A constitucionalidade do Art. 19 do Marco Civil da Internet tem sido questionada em diversos aspectos, principalmente quando se trata da responsabilização das plataformas por conteúdos gerados por terceiros. O STF tem enfrentado essas questões, reconhecendo a necessidade de proteger os direitos dos usuários, mas também entendendo a importância de garantir a liberdade de expressão e o funcionamento adequado das plataformas. No entanto, a ausência de responsabilização mais direta das redes sociais, somada à falta de canais eficientes de atendimento e ao desrespeito às decisões judiciais, aponta para uma falha na regulação que precisa ser revista.
A revisão do Art. 19 do Marco Civil da Internet poderia trazer mais equilíbrio entre a proteção da liberdade de expressão e a responsabilidade das plataformas em garantir a segurança e o respeito aos direitos dos usuários. Isso incluiria a necessidade de obrigar as redes sociais a criar canais de atendimento claros e eficazes, garantir a segurança das contas dos usuários e cumprir decisões judiciais de forma mais eficiente.

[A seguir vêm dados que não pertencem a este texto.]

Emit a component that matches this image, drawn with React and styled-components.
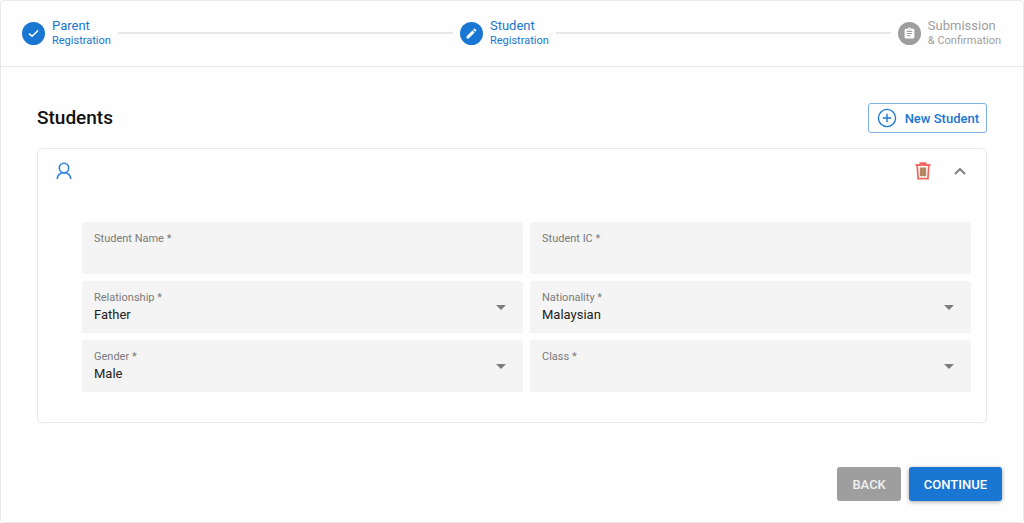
import React, {Fragment, useState} from 'react';
import styled, {createGlobalStyle, css} from 'styled-components';

const steps = [
  {title: 'Parent', subtitle: 'Registration', icon: 'check', active: true},
  {title: 'Student', subtitle: 'Registration', icon: 'pencil', active: true},
  {title: 'Submission', subtitle: '& Confirmation', icon: 'clipboard', active: false},
];

const fields = [
  {id: 'name', label: 'Student Name *'},
  {id: 'ic', label: 'Student IC *'},
  {id: 'relationship', label: 'Relationship *', options: ['Father', 'Mother', 'Guardian']},
  {id: 'nationality', label: 'Nationality *', options: ['Malaysian', 'Other']},
  {id: 'gender', label: 'Gender *', options: ['Male', 'Female']},
  {id: 'class', label: 'Class *', options: ['']},
];

const StepIcon = ({name}) => (
  <svg width="13" height="13" viewBox="0 0 24 24" fill="currentColor" aria-hidden="true">
    {name === 'check' && (
      <path d="M4 12.200 9.300 17.200 20.500 6.500" fill="none" stroke="currentColor" strokeWidth="2.800" />
    )}
    {name === 'pencil' && (
      <path d="M3 17.25V21h3.75L17.81 9.94l-3.75-3.75L3 17.25zM20.71 7.04a1 1 0 0 0 0-1.41l-2.34-2.34a1 1 0 0 0-1.41 0l-1.83 1.83 3.75 3.75 1.83-1.83z" />
    )}
    {name === 'clipboard' && (
      <path d="M19 3h-4.18C14.4 1.84 13.3 1 12 1s-2.4.84-2.82 2H5c-1.1 0-2 .9-2 2v14c0 1.1.9 2 2 2h14c1.1 0 2-.9 2-2V5c0-1.1-.9-2-2-2zm-7 0c.55 0 1 .45 1 1s-.45 1-1 1-1-.45-1-1 .45-1 1-1zm2 14H7v-2h7v2zm3-4H7v-2h10v2zm0-4H7V7h10v2z" />
    )}
  </svg>
);

const PlusIcon = () => (
  <svg width="20" height="20" viewBox="0 0 20 20" fill="none" stroke="currentColor" aria-hidden="true">
    <circle cx="10" cy="10" r="8.6" strokeWidth="1.3" />
    <path d="M10 5.8v8.4M5.8 10h8.4" strokeWidth="1.4" />
  </svg>
);

const UserIcon = () => (
  <svg width="16" height="18" viewBox="0 0 16 18" fill="none" stroke="#2b83dc" strokeWidth="1.6" aria-hidden="true">
    <circle cx="8" cy="6" r="4.700" />
    <path d="M1.200 17c.3-4 2.800-6.300 6.800-6.300s6.500 2.300 6.800 6.300" />
  </svg>
);

const TrashIcon = () => (
  <svg width="16" height="18" viewBox="0 0 16 18" fill="none" aria-hidden="true">
    <path d="M5.400 2.500V1.200h5.200v1.300" stroke="#f0655c" strokeWidth="1.800" />
    <path d="M.5 3h15" stroke="#f0655c" strokeWidth="1.900" />
    <path d="M2.200 3.500 3.100 16.600h9.800L13.800 3.500" stroke="#f0655c" strokeWidth="1.700" />
    <path d="M4.800 5.500h6.400v8.700H4.800z" fill="#b98a66" />
    <path d="M6.500 5.500v8.700M9.500 5.500v8.700" stroke="#a5825c" strokeWidth=".8" />
  </svg>
);

const ChevronIcon = ({open}) => (
  <svg width="12" height="8" viewBox="0 0 12 8" fill="none" stroke="#7b7b7b" strokeWidth="1.800" aria-hidden="true">
    <path d={open ? 'M1 7l5-5 5 5' : 'M1 1l5 5 5-5'} />
  </svg>
);

const Field = ({id, label, options}) => (
  <FieldBox>
    <FieldLabel htmlFor={id}>{label}</FieldLabel>
    {options ? (
      <>
        <FieldSelect id={id} defaultValue={options[0]}>
          {options.map(option => (
            <option key={option}>{option}</option>
          ))}
        </FieldSelect>
        <Arrow viewBox="0 0 10 5" aria-hidden="true">
          <path d="M0 0h10L5 5z" fill="#7d7d7d" />
        </Arrow>
      </>
    ) : (
      <FieldInput id={id} type="text" />
    )}
  </FieldBox>
);

const App = () => {
  const [open, setOpen] = useState(true);

  return (
    <>
      <GlobalStyle />
      <Page>
        <Stepper>
          {steps.map((step, index) => (
            <Fragment key={step.title}>
              {index > 0 && <Connector />}
              <Step $active={step.active}>
                <StepCircle $active={step.active}>
                  <StepIcon name={step.icon} />
                </StepCircle>
                <div>
                  <StepTitle>{step.title}</StepTitle>
                  <StepSubtitle>{step.subtitle}</StepSubtitle>
                </div>
              </Step>
            </Fragment>
          ))}
        </Stepper>

        <Content>
          <TitleRow>
            <Title>Students</Title>
            <NewButton type="button">
              <PlusIcon />
              New Student
            </NewButton>
          </TitleRow>

          <Panel>
            <PanelHeader>
              <UserIcon />
              <PanelActions>
                <IconButton type="button" aria-label="Delete student">
                  <TrashIcon />
                </IconButton>
                <IconButton type="button" aria-label="Toggle student" onClick={() => setOpen(!open)}>
                  <ChevronIcon open={open} />
                </IconButton>
              </PanelActions>
            </PanelHeader>
            {open && (
              <FieldGrid>
                {fields.map(field => (
                  <Field key={field.id} {...field} />
                ))}
              </FieldGrid>
            )}
          </Panel>
        </Content>

        <Footer>
          <Button type="button">BACK</Button>
          <Button type="button" $primary>
            CONTINUE
          </Button>
        </Footer>
      </Page>
    </>
  );
};

const GlobalStyle = createGlobalStyle`
  * {
    box-sizing: border-box;
  }

  body {
    margin: 0;
    background: #fefefe;
    font-family: Roboto, 'Liberation Sans', sans-serif;
  }

  button,
  input,
  select {
    font-family: inherit;
  }
`;

const Page = styled.main`
  border: 1px solid #e8e8e8;
  border-radius: 4px;
`;

const Stepper = styled.header`
  display: flex;
  align-items: center;
  gap: 7px;
  padding: 17px 22px 18px 21px;
  border-bottom: 1px solid #e8e8e8;
`;

const Step = styled.div`
  display: flex;
  align-items: center;
  gap: 7px;
  white-space: nowrap;
  color: ${({$active}) => ($active ? '#1976d2' : '#9e9e9e')};
`;

const StepCircle = styled.span`
  display: flex;
  align-items: center;
  justify-content: center;
  width: 23px;
  height: 23px;
  border-radius: 50%;
  color: #fff;
  background: ${({$active}) => ($active ? '#1976d2' : '#9e9e9e')};
`;

const StepTitle = styled.div`
  font-size: 13px;
  line-height: 15px;
`;

const StepSubtitle = styled.div`
  font-size: 11px;
  line-height: 15px;
`;

const Connector = styled.div`
  flex: 1;
  height: 2px;
  background: #e8e8e8;
`;

const Content = styled.section`
  padding: 36px 36px 0;
`;

const TitleRow = styled.div`
  display: flex;
  align-items: center;
  justify-content: space-between;
  margin-bottom: 15px;
`;

const Title = styled.h1`
  margin: 0;
  font-size: 19px;
  font-weight: 500;
  line-height: 24px;
  color: #111;
`;

const NewButton = styled.button`
  display: flex;
  align-items: center;
  gap: 8px;
  height: 30px;
  padding: 0 7px 0 8px;
  border: 1px solid #7fb0e6;
  border-radius: 3px;
  background: transparent;
  color: #1976d2;
  font-size: 13px;
  font-weight: 500;
  cursor: pointer;
`;

const Panel = styled.div`
  border: 1px solid #e8e8e8;
  border-radius: 4px;
`;

const PanelHeader = styled.div`
  display: flex;
  align-items: center;
  justify-content: space-between;
  height: 44px;
  padding: 0 20px 0 18px;
`;

const PanelActions = styled.div`
  display: flex;
  align-items: center;
  gap: 23px;
`;

const IconButton = styled.button`
  display: flex;
  padding: 0;
  border: 0;
  background: none;
  cursor: pointer;
`;

const FieldGrid = styled.div`
  display: grid;
  grid-template-columns: 1fr 1fr;
  gap: 7px;
  padding: 29px 15px 30px 44px;
`;

const FieldBox = styled.div`
  position: relative;
  height: 52px;
  padding-top: 9px;
  border-radius: 4px 4px 0 0;
  background: #f4f4f4;
`;

const FieldLabel = styled.label`
  display: block;
  padding: 0 12px;
  font-size: 11px;
  line-height: 16px;
  color: #7a7a7a;
`;

const control = css`
  display: block;
  width: 100%;
  height: 18px;
  padding: 0 12px;
  border: 0;
  outline: 0;
  background: transparent;
  font-size: 13px;
  line-height: 18px;
  color: #212121;
`;

const FieldInput = styled.input`
  ${control}
`;

const FieldSelect = styled.select`
  ${control}
  appearance: none;
`;

const Arrow = styled.svg`
  position: absolute;
  top: 24px;
  right: 17px;
  width: 10px;
  height: 5px;
  pointer-events: none;
`;

const Footer = styled.footer`
  display: flex;
  justify-content: flex-end;
  gap: 8px;
  padding: 44px 21px 21px;
`;

const Button = styled.button`
  height: 34px;
  padding: 0 15px;
  border: 0;
  border-radius: 3px;
  background: ${({$primary}) => ($primary ? '#1976d2' : '#9e9e9e')};
  box-shadow: ${({$primary}) => ($primary ? '0 1px 4px rgba(0, 0, 0, 0.35)' : 'none')};
  color: ${({$primary}) => ($primary ? '#fff' : '#f1f1f1')};
  font-size: 13px;
  font-weight: 500;
  cursor: pointer;
`;

export default App;
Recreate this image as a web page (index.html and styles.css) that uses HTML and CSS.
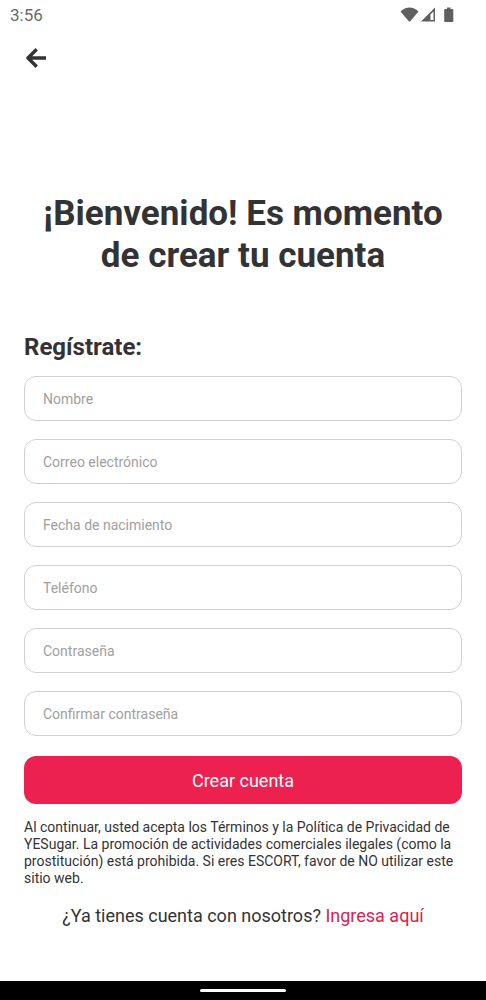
FILE: index.html
```html
<!DOCTYPE html>
<html lang="es">
<head>
<meta charset="utf-8">
<meta name="viewport" content="width=device-width, initial-scale=1">
<title>Crear cuenta</title>
<link rel="stylesheet" href="styles.css">
</head>
<body>
<div class="screen">
  <header class="status">
    <span>3:56</span>
    <span class="status-icons">
      <svg width="20" height="16" viewBox="0 0 20 16" aria-hidden="true"><path d="M.5 4.500C6-.8 13-.8 18.500 4.500L10.200 14.300Q9.500 15 8.800 14.300Z" fill="#5f5f5f"/></svg>
      <svg width="16" height="16" viewBox="0 0 16 16" aria-hidden="true"><path d="M15 .5V14.500H1Z" fill="#5f5f5f"/><path d="M13.500 4.500V13H10.500V7.500Z" fill="#fff"/></svg>
      <svg class="battery" width="10" height="16" viewBox="0 0 10 16" aria-hidden="true"><path d="M3 .5h3.500V2H8.500q.8 0 .8.800v11.500q0 .8-.8.800H1q-.8 0-.8-.8V2.800Q.200 2 1 2h2Z" fill="#5f5f5f"/></svg>
    </span>
  </header>
  <nav class="nav">
    <button class="back" type="button" aria-label="Volver">
      <svg width="20" height="20" viewBox="0 0 20 20" aria-hidden="true"><path d="M9.500 2.500L2 10l7.500 7.500M2.500 10H19" fill="none" stroke="#333335" stroke-width="3.400" stroke-linejoin="round" stroke-linecap="square"/></svg>
    </button>
  </nav>
  <main class="content">
    <h1 class="title">¡Bienvenido! Es momento de crear tu cuenta</h1>
    <form class="form">
      <h2 class="subtitle">Regístrate:</h2>
      <input class="field" type="text" placeholder="Nombre" aria-label="Nombre">
      <input class="field" type="email" placeholder="Correo electrónico" aria-label="Correo electrónico">
      <input class="field" type="text" placeholder="Fecha de nacimiento" aria-label="Fecha de nacimiento">
      <input class="field" type="tel" placeholder="Teléfono" aria-label="Teléfono">
      <input class="field" type="password" placeholder="Contraseña" aria-label="Contraseña">
      <input class="field" type="password" placeholder="Confirmar contraseña" aria-label="Confirmar contraseña">
      <button class="submit" type="submit">Crear cuenta</button>
    </form>
    <p class="terms">Al continuar, usted acepta los Términos y la Política de Privacidad de YESugar. La promoción de actividades comerciales ilegales (como la prostitución) está prohibida. Si eres ESCORT, favor de NO utilizar este sitio web.</p>
    <p class="login">¿Ya tienes cuenta con nosotros? <a class="login-link" href="#">Ingresa aquí</a></p>
  </main>
  <footer class="gesture"><span class="handle"></span></footer>
</div>
</body>
</html>
```
FILE: styles.css
```css
* { box-sizing: border-box; }
body {
  margin: 0;
  background: #fff;
  color: #333335;
  font-family: Roboto, sans-serif;
}
.screen { display: flex; flex-direction: column; min-height: 100vh; }
.status {
  display: flex;
  justify-content: space-between;
  align-items: center;
  height: 30px;
  padding: 0 32px 0 10px;
  color: #6a6a6a;
  font-size: 17px;
}
.status-icons { display: flex; align-items: center; }
.battery { margin-left: 8px; }
.nav { padding: 16px 24px 0; }
.back { display: flex; padding: 2px; border: 0; background: none; cursor: pointer; }
.content { flex: 1; padding: 123px 24px 24px; }
.title { margin: 0; font-size: 35px; line-height: 42px; font-weight: 700; text-align: center; }
.form { display: flex; flex-direction: column; gap: 18px; margin-top: 55px; }
.subtitle { margin: 0 0 -4px; font-size: 24px; line-height: 30px; font-weight: 700; }
.field {
  width: 100%;
  height: 45px;
  padding: 0 18px;
  border: 1px solid #d0d0d0;
  border-radius: 12px;
  background: #fff;
  color: inherit;
  font: 14px Roboto, sans-serif;
}
.field::placeholder { color: #a0a0a0; opacity: 1; }
.submit {
  height: 48px;
  margin-top: 2px;
  border: 0;
  border-radius: 12px;
  background: #ed214f;
  color: #fff;
  font: 18px Roboto, sans-serif;
  cursor: pointer;
}
.terms { margin: 15px 0 0; font-size: 14px; line-height: 17px; }
.login { margin: 18px 0 0; font-size: 18px; line-height: 22px; text-align: center; }
.login-link { color: #d81e50; text-decoration: none; }
.gesture { display: flex; align-items: center; justify-content: center; height: 19px; background: #000; }
.handle { width: 86px; height: 3px; border-radius: 2px; background: #fff; }
```
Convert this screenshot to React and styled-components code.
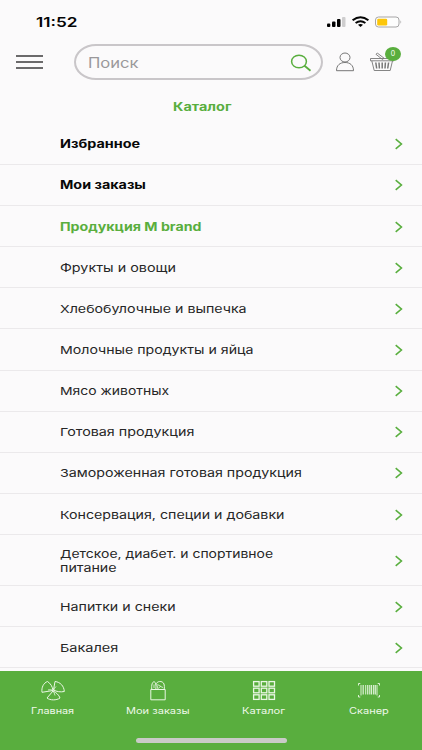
import React from 'react'
import styled, { createGlobalStyle } from 'styled-components'

const GREEN = '#59ae3e';

const GlobalStyle = createGlobalStyle`
	* {
		box-sizing: border-box;
	}

	body {
		margin: 0;
		background: #fbfafb;
		font-family: Inter, "Open Sans", sans-serif;
	}
`

const Screen = styled.div`
	display: flex;
	flex-direction: column;
	width: 422px;
	height: 750px;
	overflow: hidden;
	background: #fbfafb;
`

const StatusBar = styled.div`
	display: flex;
	justify-content: space-between;
	height: 44px;
	padding: 15px 20px 0 36px;
	color: #050505;
	font-size: 13.5px;
	font-weight: 600;
	line-height: 15px;
`

const StatusIcons = styled.svg`
	display: block;
	width: 76px;
	height: 14px;
`

const Header = styled.header`
	display: flex;
	align-items: center;
	height: 36px;
	padding: 0 20px 0 16px;
	flex: none;
`

const MenuButton = styled.div`
	display: flex;
	flex-direction: column;
	justify-content: space-between;
	width: 27px;
	height: 14px;
	margin-right: 31px;

	i {
		height: 2px;
		background: #6b6a6b;
	}
`

const Search = styled.div`
	display: flex;
	align-items: center;
	justify-content: space-between;
	width: 249px;
	height: 36px;
	padding: 1px 9px 0 12px;
	border: 2px solid #c9c6c9;
	border-radius: 22px / 18px;
	color: #9a989a;
	font-size: 14px;
`

const SearchIcon = styled.svg`
	width: 22px;
	height: 18px;
`

const UserIcon = styled.svg`
	width: 20px;
	height: 20px;
	margin-left: 12px;
`

const Basket = styled.div`
	position: relative;
	height: 20px;
	margin-left: 14px;

	svg {
		display: block;
		width: 26px;
		height: 20px;
	}
`

const Badge = styled.span`
	position: absolute;
	top: -5px;
	left: 16px;
	width: 16px;
	height: 14px;
	border-radius: 50%;
	background: ${GREEN};
	color: #fff;
	font-size: 7px;
	line-height: 14px;
	text-align: center;
`

const Title = styled.h1`
	display: flex;
	justify-content: center;
	align-items: center;
	flex: none;
	height: 43.7px;
	margin: 0;
	padding: 10px 18px 0 0;
	color: ${GREEN};
	font-size: 11.5px;
	font-weight: 700;
`

const List = styled.div`
	flex: 1;
`

const Row = styled.div`
	display: flex;
	align-items: center;
	justify-content: space-between;
	height: ${(p) => (p.$tall ? 51 : 41.15)}px;
	padding: 1px 18px 0 60px;
	border-bottom: 1px solid #ebe9eb;
	color: ${(p) => (p.$accent ? GREEN : p.$bold ? '#080808' : '#262626')};
	font-size: ${(p) => (p.$bold ? 11.5 : 11)}px;
	font-weight: ${(p) => (p.$bold ? 650 : 400)};
	line-height: 14px;
`

const Lines = styled.div`
	display: flex;
	flex-direction: column;
`

const Chevron = styled.svg`
	width: 10px;
	height: 12px;
`

const TabBar = styled.nav`
	display: grid;
	grid-template-columns: repeat(4, 1fr);
	grid-template-rows: 67px 5px;
	flex: none;
	height: 79px;
	background: ${GREEN};
`

const Tab = styled.div`
	display: flex;
	flex-direction: column;
	align-items: center;
	padding-top: 9px;
	color: #eef8e9;
	font-size: 8.8px;
	line-height: 12px;

	svg {
		width: 24px;
		height: 21px;
		margin-bottom: 4px;
	}
`

const HomeIndicator = styled.div`
	grid-column: 1 / -1;
	justify-self: center;
	width: 151px;
	height: 5px;
	border-radius: 3px;
	background: #c9cbc7;
`

const FitBox = styled.span`
	display: block;
	flex: none;
	white-space: nowrap;

	span {
		display: inline-block;
		transform-origin: 0 50%;
	}
`

// Widens the letters until the text fills the given width.
function Fit({ width, children }) {
	const ref = React.useRef(null);
	const [scale, setScale] = React.useState(1);
	React.useLayoutEffect(() => {
		setScale(width / ref.current.offsetWidth);
	}, [width, children]);
	return (
		<FitBox style={{ width }}>
			<span ref={ref} style={{ transform: `scaleX(${scale})` }}>{children}</span>
		</FitBox>
	);
}

const rows = [
	{ lines: [['Избранное', 80]], bold: true },
	{ lines: [['Мои заказы', 86]], bold: true },
	{ lines: [['Продукция M brand', 142]], bold: true, accent: true },
	{ lines: [['Фрукты и овощи', 116]] },
	{ lines: [['Хлебобулочные и выпечка', 186]] },
	{ lines: [['Молочные продукты и яйца', 193]] },
	{ lines: [['Мясо животных', 109]] },
	{ lines: [['Готовая продукция', 134]] },
	{ lines: [['Замороженная готовая продукция', 242]] },
	{ lines: [['Консервация, специи и добавки', 225]] },
	{ lines: [['Детское, диабет. и спортивное', 213], ['питание', 57]] },
	{ lines: [['Напитки и снеки', 115]] },
	{ lines: [['Бакалея', 58]] },
];

function HomeIcon() {
	return (
		<svg viewBox="0 0 24 21" fill="none" stroke="#eaf7e4" strokeWidth="1" strokeLinejoin="round">
			<path d="M12 10.500 1 12.300C.3 7.500 2.500 3 6.500 1.500 9.500 3.500 11.500 6.500 12 10.500Z" />
			<path d="M12.500 10 14 1.500c5.200.5 9 4.500 9.300 10-3.800.8-7.600.2-10.800-1.500Z" />
			<path d="M12 11 6 18c3 2.400 9.500 2.600 13 0-1-3-3.800-5.500-7-7Z" />
			<path d="M7 10c1.500-.5 3.500-.4 5 .5M15 6.500c-1.200 1-2 2.300-2.500 4M14 15.500c-.3-1.800-1-3.300-2-4.500" strokeWidth=".8" />
		</svg>
	);
}

function BagIcon() {
	return (
		<svg viewBox="0 0 24 21" fill="none" stroke="#eaf7e4" strokeWidth="1">
			<path d="M4.800 9.500h14.400v10.300H4.800z" />
			<path d="M5.800 9.500C5.300 5 6.300 1.800 8 1.800S10.300 5 9.800 9.500M10 4.500c.5-3.500 6.500-4.300 8-.5.5 1.500.5 3.500.2 5.500" />
			<path d="M8 4.500v3.500M10.800 4.500 12 9M11.500 4.500l3.500 2M12.500 8l2-1.500 2.500 1" strokeWidth=".8" />
		</svg>
	);
}

function CatalogIcon() {
	return (
		<svg viewBox="0 0 24 21" fill="none" stroke="#eaf7e4" strokeWidth="1.300">
			{[1.600, 8.200, 14.800].map((y) => [1.600, 9.300, 17].map((x) => (
				<rect key={x + '-' + y} x={x} y={y} width="5.500" height="4.600" />
			)))}
		</svg>
	);
}

function ScannerIcon() {
	return (
		<svg viewBox="0 0 24 21" fill="none" stroke="#eaf7e4">
			<path d="M1.500 5.500V3.500h1.800M20.700 3.500h1.800v2M1.500 15v2h1.800M20.700 17h1.800v-2" strokeWidth=".9" />
			<path d="M4 5v10.500M8.700 5v9.500M14.500 5v9.500M20 5v10.500" strokeWidth=".9" />
			<path d="M6.200 5v9.500M10.700 5v9.500M12.800 5v9.500M16.500 5v9.500M18.300 5v9.500" strokeWidth="1.300" opacity=".85" />
		</svg>
	);
}

const tabs = [
	{ label: 'Главная', width: 43, Icon: HomeIcon },
	{ label: 'Мои заказы', width: 64, Icon: BagIcon },
	{ label: 'Каталог', width: 43, Icon: CatalogIcon },
	{ label: 'Сканер', width: 40, Icon: ScannerIcon },
];

export default function App() {
	return (
		<Screen>
			<GlobalStyle />
			<StatusBar>
				<Fit width={42}>11:52</Fit>
				<StatusIcons viewBox="0 0 76 14">
					<rect x="1" y="8.500" width="3.300" height="3.500" rx="1" />
					<rect x="6" y="6.500" width="3.500" height="5.500" rx="1" />
					<rect x="11" y="4" width="3.500" height="8" rx="1" />
					<rect x="16" y="2" width="3.500" height="10" rx="1" fill="#cfcecf" />
					<g fill="none" stroke="#050505" strokeWidth="2">
						<path d="M26.600 5.300q7.900-6 15.800 0" />
						<path d="M29.600 8q4.900-3.500 9.800 0" />
					</g>
					<path d="m32 9.700q2.500-1.600 5 0l-2.500 2.200z" />
					<rect x="49.500" y="2" width="23.500" height="10" rx="3" fill="#fdfdfd" stroke="#a6a5a6" />
					<rect x="51.200" y="3.700" width="10" height="6.700" rx="1.200" fill="#fcc60a" />
					<path d="M74.500 5.300q1.500 1.700 0 3.400z" fill="#999" />
				</StatusIcons>
			</StatusBar>
			<Header>
				<MenuButton><i /><i /><i /></MenuButton>
				<Search>
					<Fit width={51}>Поиск</Fit>
					<SearchIcon viewBox="0 0 22 18" fill="none" stroke={GREEN} strokeWidth="1.500">
						<ellipse cx="9" cy="7.500" rx="7.400" ry="6.300" />
						<path d="m14.500 11.700 6 5" strokeWidth="1.800" />
					</SearchIcon>
				</Search>
				<UserIcon viewBox="0 0 20 20" fill="none" stroke="#777" strokeWidth="1">
					<ellipse cx="10" cy="5.500" rx="5" ry="4.500" />
					<path d="M1.500 18.700c0-5.500 3.500-8.200 8.500-8.200s8.500 2.700 8.500 8.200z" />
				</UserIcon>
				<Basket>
					<svg viewBox="0 0 26 20" fill="none" stroke="#777" strokeWidth=".9">
						<path d="M1.500 6.500h23.500v2.300H1.500zM2.800 8.800 5.200 18.500h16l2.300-9.700" />
						<path d="m6.800 10.500.9 6M10 10.500l.4 6M13.200 10.500v6M16.400 10.500l-.4 6M19.600 10.500l-.9 6" strokeWidth="1.500" />
						<path d="m7 2.300 1.300-1.300 6.700 5.200-1.500 1.300z" />
					</svg>
					<Badge>0</Badge>
				</Basket>
			</Header>
			<Title><Fit width={59}>Каталог</Fit></Title>
			<List>
				{rows.map((row) => (
					<Row key={row.lines[0][0]} $bold={row.bold} $accent={row.accent} $tall={row.lines.length > 1}>
						<Lines>
							{row.lines.map(([text, width]) => (
								<Fit key={text} width={width}>{text}</Fit>
							))}
						</Lines>
						<Chevron viewBox="0 0 10 12" fill="none" stroke={GREEN} strokeWidth="1.600">
							<path d="m1.700 1.200 5.700 4.800L1.700 10.800" />
						</Chevron>
					</Row>
				))}
			</List>
			<TabBar>
				{tabs.map(({ label, width, Icon }) => (
					<Tab key={label}>
						<Icon />
						<Fit width={width}>{label}</Fit>
					</Tab>
				))}
				<HomeIndicator />
			</TabBar>
		</Screen>
	);
}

A discussão sobre a constitucionalidade do Art. 19 do Marco Civil da Internet é central para o debate sobre a responsabilidade das plataformas digitais no Brasil. Embora a lei tenha avançado na regulação da internet, a prática tem demonstrado que as redes sociais não assumem adequadamente suas responsabilidades, deixando os usuários vulneráveis a abusos e dificuldades de acesso à justiça. A revisão do Art. 19, à luz das demandas da sociedade e das decisões do STF, é fundamental para garantir que as plataformas operem de maneira mais responsável e alinhada aos direitos constitucionais dos cidadãos.
Não se trata esse artigo de um debate político, ou de ordem do que é censura ou não no Brasil, mas sim da questão de como as empresas vinculadas às redes sociais tratam com descaso os seus usuários e até mesmo as decisões judiciais para cumprirem obrigações legais.